As to controlling their powers...I do remember reading of links between meditation and the manifestation of some 'gifted' people in the old line studies.  If I understand your society correctly, that might be an option for mages - some sort of abbey or monastery where they learn the right focusing techniques to control things (though that might cause you plot problems, unless it was a long ways off or destroyed decades ago or some such).

Point to consider with your 'disease-that-grants-magic':  is this a 'local' disease, confined to just this area, or is it more global?

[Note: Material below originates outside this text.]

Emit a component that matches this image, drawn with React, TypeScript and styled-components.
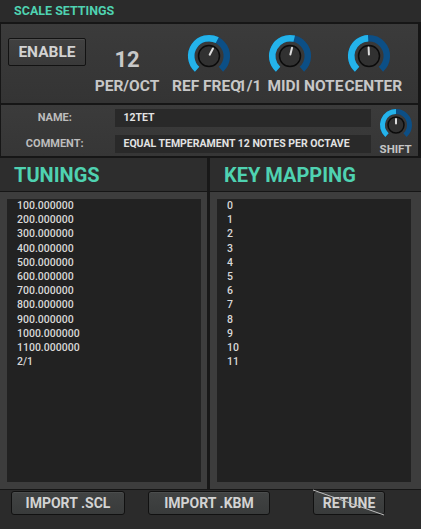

Further point to consider: was this disease deliberately introduced by say...aliens conducting bizarre experiments? (I have something similiar in one of my worlds) Or was it introduced by demons or angels as a consequence of some spiritual conflict?  Probably be hazy legends about this regardless.


----------



## Queshire (May 16, 2012)

You're the writer so you have the final say, however the key word is consistency. If you say that you're limited to one type of magic per person then everybody is limited to one type of magic, it shouldn't matter if you're an elementalist or a mentalist.


----------



## Jo of the South (May 17, 2012)

Black Dragon, thanks so much for explaining. I could not for the life of me figure out what I could have done to those posts.


----------



## Jo of the South (May 17, 2012)

You all have made such great points and been so very helpful. I'm going to go do some research on telekinesis and other similar things, and then probabaly a little more brainstorming. Hopefully I can work out a much clearer system without to much trouble.


----------